Misa, a resident of Berkeley, was also disturbed by the mass power shutoffs. She commented, “It doesn’t seem like a good plan going forward. It was not very well planned out at all, and a lot of people think PG&E was only worried about their own liability over what happens to the community.”
“I think what bothers me most is when you hear that there are executives getting bonuses instead of investing in their infrastructure. That doesn’t make any sense. It’s just like the banks after the 2008 financial crisis. It makes no sense, they already have their salaries which are pretty high. Use that money to reinvest in the business and infrastructure.”

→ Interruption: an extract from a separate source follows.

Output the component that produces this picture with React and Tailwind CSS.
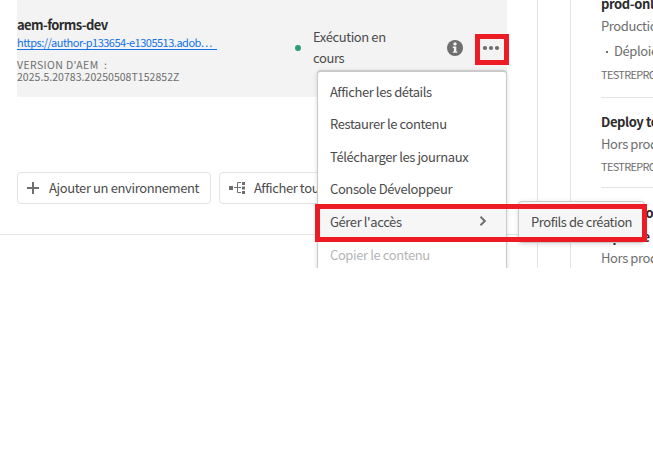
const MENU = [
  { label: "Afficher les détails", row: "h-[32px]" },
  { label: "Restaurer le contenu", row: "h-[33px]" },
  { label: "Télécharger les journaux", row: "h-[32px]" },
  { label: "Console Développeur", row: "h-[33px]" },
  { label: "Gérer l'accès", row: "h-[33px] bg-[#f6f6f6]", arrow: true },
  { label: "Copier le contenu", row: "h-[32px] text-[#b5b5b5]" },
];

function InfoIcon() {
  return (
    <svg width="16" height="16" viewBox="0 0 16 16">
      <circle cx="8" cy="8" r="8" fill="#6e6e6e" />
      <circle cx="8" cy="3.9" r="1.7" fill="#f3f3f3" />
      <path d="M5.8 6.6H9.3V11.4H10.3V12.8H5.8V11.4H6.9V8H5.8Z" fill="#f3f3f3" />
    </svg>
  );
}

function TreeIcon() {
  return (
    <svg width="17" height="16" viewBox="0 0 17 16" fill="#6e6e6e">
      <path d="M0 6H4V10H0ZM13 2H16V5H13ZM13 6.5H16V9.5H13ZM13 11H16V14H13Z" />
      <path d="M5 7.5H12M12 2.5H8.5V12.5H12" fill="none" stroke="#6e6e6e" />
    </svg>
  );
}

function ContextMenu() {
  return (
    <div className="absolute left-[317px] top-[70px] h-[210px] w-[190px] rounded-[4px] border border-t-2 border-[#cacaca] bg-white pt-[4px] shadow-[0_1px_4px_rgba(0,0,0,0.15)]">
      {MENU.map((item) => (
        <div key={item.label} className={"flex justify-between pl-[12px] pr-[19px] leading-[32px] " + item.row}>
          <span>{item.label}</span>
          {item.arrow && (
            <svg className="mt-[10px]" width="8" height="10" viewBox="0 0 8 10" fill="none" stroke="#6e6e6e" strokeWidth="2">
              <path d="M1.5 0.8L5.8 5L1.5 9.2" />
            </svg>
          )}
        </div>
      ))}
    </div>
  );
}

function Environment() {
  return (
    <div className="ml-[17px] flex h-[97px] w-[490px] bg-[#f3f3f3]">
      <div className="w-[277px] pt-[15px]">
        <div className="h-[20px] text-[13px] font-bold leading-[20px] tracking-[-0.6px] text-[#2c2c2c]">aem-forms-dev</div>
        <div className="h-[15px] w-[200px] border-b border-[#1473e6] text-[11px] leading-[15px] tracking-[-0.5px] text-[#1473e6]">
          https://author-p133654-e1305513.adob…
        </div>
        <div className="mt-[8px] whitespace-pre text-[10.5px] leading-[13px] text-[#6e6e6e]">
          <div className="h-[12px] tracking-[0.4px]">{"VERSION D'AEM  :"}</div>
          <div className="tracking-[0.04px]">2025.5.20783.20250508T152852Z</div>
        </div>
      </div>
      <div className="ml-px mt-[45px] h-[6px] w-[6px] rounded-full bg-[#2d9d78]" />
      <div className="ml-[12px] mt-[26px] w-[134px] leading-[21px]">
        Exécution en
        <br />
        cours
      </div>
      <div className="mt-[40px]">
        <InfoIcon />
      </div>
      <svg className="ml-[20px] mt-[45px]" width="18" height="6" viewBox="0 0 18 6" fill="#6e6e6e">
        <circle cx="2" cy="3" r="2.1" />
        <circle cx="8" cy="3" r="2.1" />
        <circle cx="14" cy="3" r="2.1" />
      </svg>
    </div>
  );
}

function Pipelines() {
  return (
    <div className="ml-[32px] w-[83px] shrink-0 overflow-hidden border-l border-[#e4e4e4] pl-[30px] text-[#6e6e6e]">
      <div className="-mt-[6px] h-[21px] font-bold leading-[20px] text-[#2c2c2c]">prod-only</div>
      <div className="h-[24px] leading-[22px]">Production</div>
      <div className="flex h-[24px] leading-[23px]">
        <span className="ml-[5px] mr-[6px] mt-[12px] h-[2px] w-[2px] shrink-0 bg-[#6e6e6e]" />Déploiement
      </div>
      <div className="h-[34px] text-[11px] leading-[23px] tracking-[-0.7px]">TESTREPRO</div>
      <div className="h-px bg-[#e4e4e4]" />
      <div className="mt-[13px] h-[22px] font-bold leading-[22px] text-[#2c2c2c]">Deploy to</div>
      <div className="h-[22px] leading-[22px]">Hors prod</div>
      <div className="h-[32px] text-[11px] leading-[23px] tracking-[-0.7px]">TESTREPRO</div>
      <div className="h-px bg-[#e4e4e4]" />
      <div className="mt-[13px] font-bold leading-[24px] tracking-[-0.5px] text-[#2c2c2c]">
        <div className="tracking-[-0.75px]">Main-prod</div>
        <div>Pipeline</div>
      </div>
      <div className="-mt-[2px] leading-[22px]">Hors prod</div>
    </div>
  );
}

export default function App() {
  return (
    <div className="h-[465px] w-[653px] bg-white">
      <div className="relative flex h-[268px] overflow-hidden whitespace-nowrap font-['Noto_Sans_CJK_SC','Noto_Sans',sans-serif] text-[13px] tracking-[-0.4px] text-[#4b4b4b]">
        <div className="w-[538px] shrink-0 border-r border-[#e4e4e4]">
          <div className="h-[234px]">
            <Environment />
            <div className="ml-[17px] flex gap-[8px] pt-[75px]">
              <div className="flex h-[32px] w-[194px] items-center rounded-[4px] border border-[#e4e4e4] pl-[9px] tracking-[-0.38px]">
                <svg className="mr-[10px]" width="12" height="12" viewBox="0 0 12 12">
                  <path d="M6 0V12M0 6H12" stroke="#6e6e6e" strokeWidth="2" />
                </svg>
                Ajouter un environnement
              </div>
              <div className="flex h-[32px] w-[190px] items-center rounded-[4px] border border-[#e4e4e4] pl-[9px]">
                <TreeIcon />
                <span className="ml-[8px]">Afficher tout</span>
              </div>
            </div>
          </div>
          <div className="h-px bg-[#e4e4e4]" />
        </div>
        <Pipelines />
        <ContextMenu />
        <div className="absolute left-[518px] top-[201px] flex h-[42px] w-[127px] items-center rounded-[4px] border border-[#cacaca] bg-[#f6f6f6] pl-[12px] tracking-[-0.45px] shadow-[0_1px_4px_rgba(0,0,0,0.15)]">
          Profils de création
        </div>
        <div className="absolute left-[475px] top-[34px] h-[31px] w-[34px] border-[5px] border-[#ed1c24]" />
        <div className="absolute left-[315px] top-[204px] h-[38px] w-[332px] border-[5px] border-[#ed1c24]" />
      </div>
    </div>
  );
}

Harman, a South Asian Studies major, commented on the forced blackout, “It’s disgusting. The reason they decided to do this was because it’s cheaper to just pay the fines and not upgrade their infrastructure like they’re supposed to. That’s absolutely disgusting.”
“One person died within 15 minutes because his breathing machine was turned off, I heard that on the news. PG&E did that on purpose and no one’s going to jail for that. They literally killed people and they’re not going to go to jail for that, just because they can afford to pay the fines? They burned down the whole town of Paradise! It’s insane.”